- Source excerpt
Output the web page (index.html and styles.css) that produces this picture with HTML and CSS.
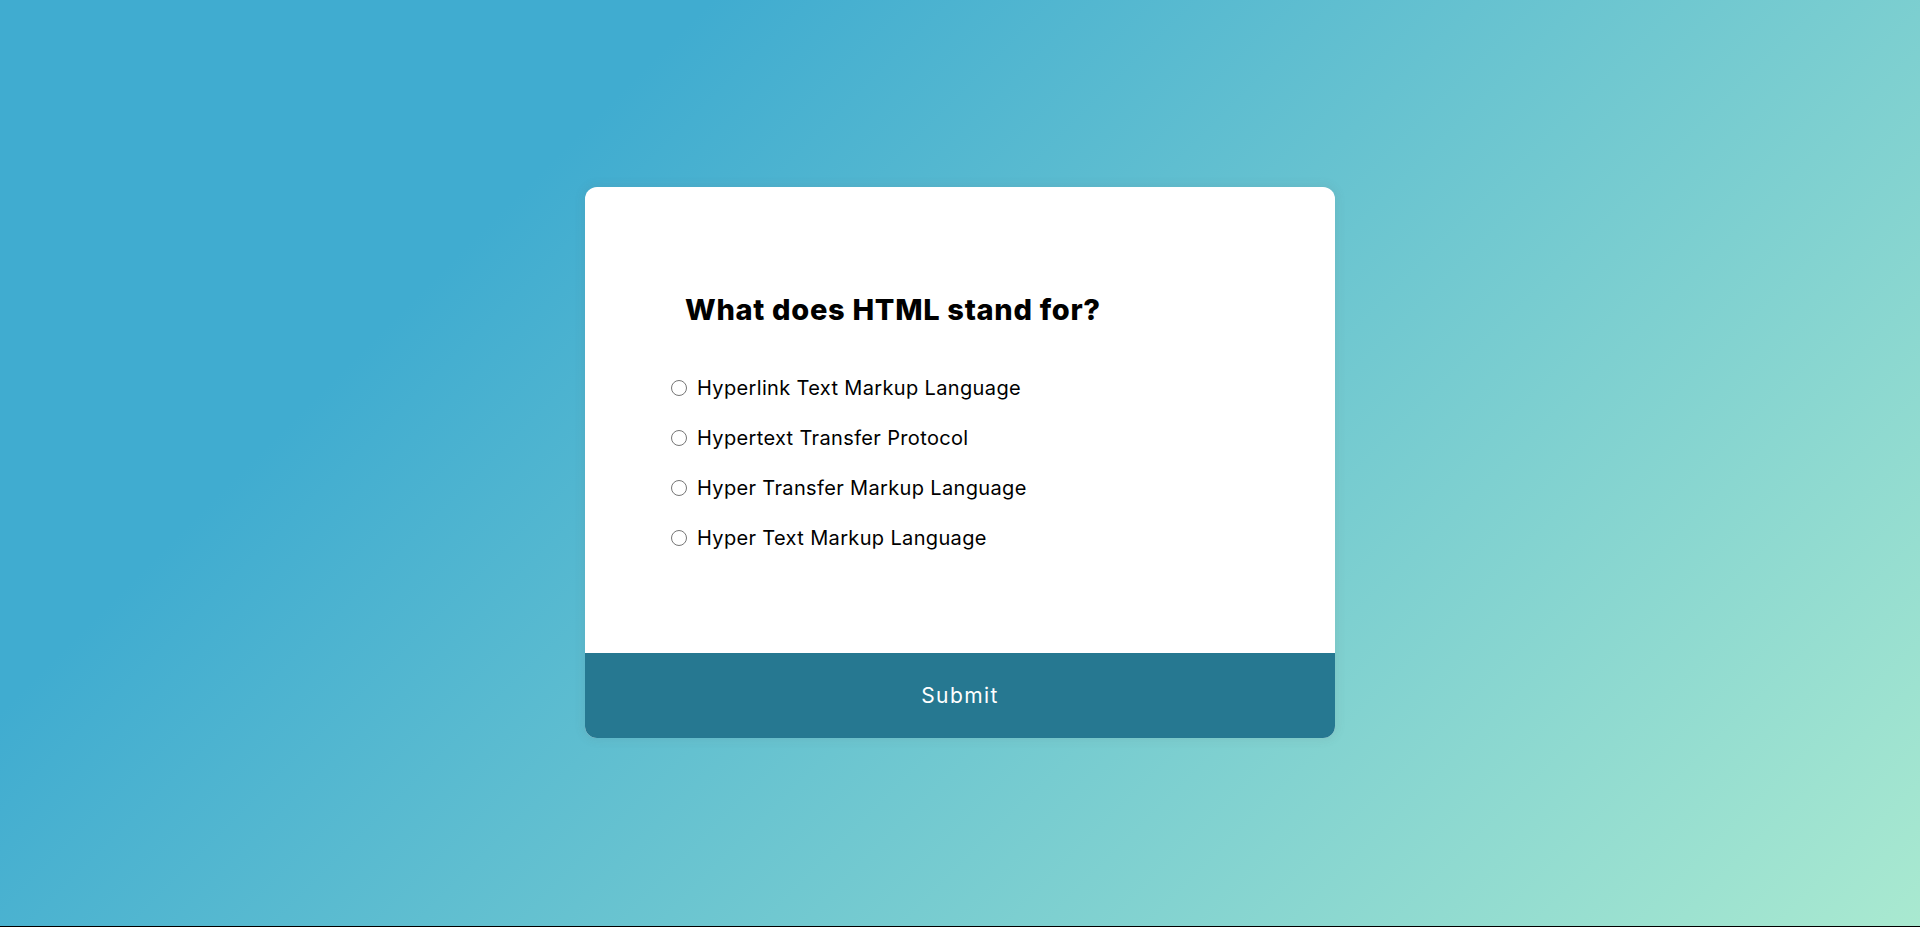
FILE: index.html
```html
<!DOCTYPE html>
<html lang="en">
<head>
<meta charset="UTF-8">
<title>Quiz App</title>
<link rel="stylesheet" href="styles.css">
</head>
<body>
<div class="page">
  <div class="quiz-container">
    <div class="quiz-header">
      <h2 class="question">What does HTML stand for?</h2>
      <ul class="answers">
        <li class="answer"><input type="radio" name="answer" id="a" class="radio"><label for="a" class="answer-text">Hyperlink Text Markup Language</label></li>
        <li class="answer"><input type="radio" name="answer" id="b" class="radio"><label for="b" class="answer-text">Hypertext Transfer Protocol</label></li>
        <li class="answer"><input type="radio" name="answer" id="c" class="radio"><label for="c" class="answer-text">Hyper Transfer Markup Language</label></li>
        <li class="answer"><input type="radio" name="answer" id="d" class="radio"><label for="d" class="answer-text">Hyper Text Markup Language</label></li>
      </ul>
    </div>
    <button class="submit">Submit</button>
  </div>
</div>
</body>
</html>
```
FILE: styles.css
```css
* { box-sizing: border-box; }
html { background: #000; }
body {
  margin: 0;
  font-family: Inter, "Noto Sans", sans-serif;
}
.page {
  height: calc(100vh - 1px);
  background: linear-gradient(135deg, #40acd0 25%, #a9e9d0 100%);
  display: flex;
  align-items: center;
  justify-content: center;
  overflow: hidden;
}
.quiz-container {
  width: 750px;
  background: #fff;
  border-radius: 12px;
  overflow: hidden;
  margin-bottom: 1px;
  box-shadow: 0 0 10px 2px rgba(100, 100, 100, 0.1);
}
.quiz-header {
  height: 466px;
  padding: 105px 86px 0;
}
.question {
  margin: 0 0 0 14px;
  font-size: 29px;
  font-weight: 800;
  line-height: 36px;
  color: #000;
  letter-spacing: 0.7px;
}
.answers {
  list-style: none;
  margin: 35px 0 0;
  padding: 0;
}
.answer {
  display: flex;
  align-items: center;
  height: 50px;
  font-size: 20px;
  letter-spacing: 0.35px;
  color: #000;
}
.radio {
  width: 16px;
  height: 16px;
  margin: 0 10px 0 0;
  flex: none;
}
.answer-text { cursor: pointer; }
.submit {
  display: block;
  width: 100%;
  height: 85px;
  border: none;
  background: #267891;
  color: #fff;
  font-family: inherit;
  font-size: 21px;
  letter-spacing: 1.4px;
  cursor: pointer;
}
```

- Short exercise
Reproduce each line exactly, please, except for any pictures.

- Task answer
Output the web page (index.html and styles.css) that produces this picture with HTML and CSS.
FILE: index.html
```html
<!DOCTYPE html>
<html lang="en">
<head>
<meta charset="UTF-8">
<title>Quiz App</title>
<link rel="stylesheet" href="styles.css">
</head>
<body>
<div class="page">
  <div class="quiz-container">
    <div class="quiz-header">
      <h2 class="question">What does HTML stand for?</h2>
      <ul class="answers">
        <li class="answer"><input type="radio" name="answer" id="a" class="radio"><label for="a" class="answer-text">Hyperlink Text Markup Language</label></li>
        <li class="answer"><input type="radio" name="answer" id="b" class="radio"><label for="b" class="answer-text">Hypertext Transfer Protocol</label></li>
        <li class="answer"><input type="radio" name="answer" id="c" class="radio"><label for="c" class="answer-text">Hyper Transfer Markup Language</label></li>
        <li class="answer"><input type="radio" name="answer" id="d" class="radio"><label for="d" class="answer-text">Hyper Text Markup Language</label></li>
      </ul>
    </div>
    <button class="submit">Submit</button>
  </div>
</div>
</body>
</html>
```
FILE: styles.css
```css
* { box-sizing: border-box; }
html { background: #000; }
body {
  margin: 0;
  font-family: Inter, "Noto Sans", sans-serif;
}
.page {
  height: calc(100vh - 1px);
  background: linear-gradient(135deg, #40acd0 25%, #a9e9d0 100%);
  display: flex;
  align-items: center;
  justify-content: center;
  overflow: hidden;
}
.quiz-container {
  width: 750px;
  background: #fff;
  border-radius: 12px;
  overflow: hidden;
  margin-bottom: 1px;
  box-shadow: 0 0 10px 2px rgba(100, 100, 100, 0.1);
}
.quiz-header {
  height: 466px;
  padding: 105px 86px 0;
}
.question {
  margin: 0 0 0 14px;
  font-size: 29px;
  font-weight: 800;
  line-height: 36px;
  color: #000;
  letter-spacing: 0.7px;
}
.answers {
  list-style: none;
  margin: 35px 0 0;
  padding: 0;
}
.answer {
  display: flex;
  align-items: center;
  height: 50px;
  font-size: 20px;
  letter-spacing: 0.35px;
  color: #000;
}
.radio {
  width: 16px;
  height: 16px;
  margin: 0 10px 0 0;
  flex: none;
}
.answer-text { cursor: pointer; }
.submit {
  display: block;
  width: 100%;
  height: 85px;
  border: none;
  background: #267891;
  color: #fff;
  font-family: inherit;
  font-size: 21px;
  letter-spacing: 1.4px;
  cursor: pointer;
}
```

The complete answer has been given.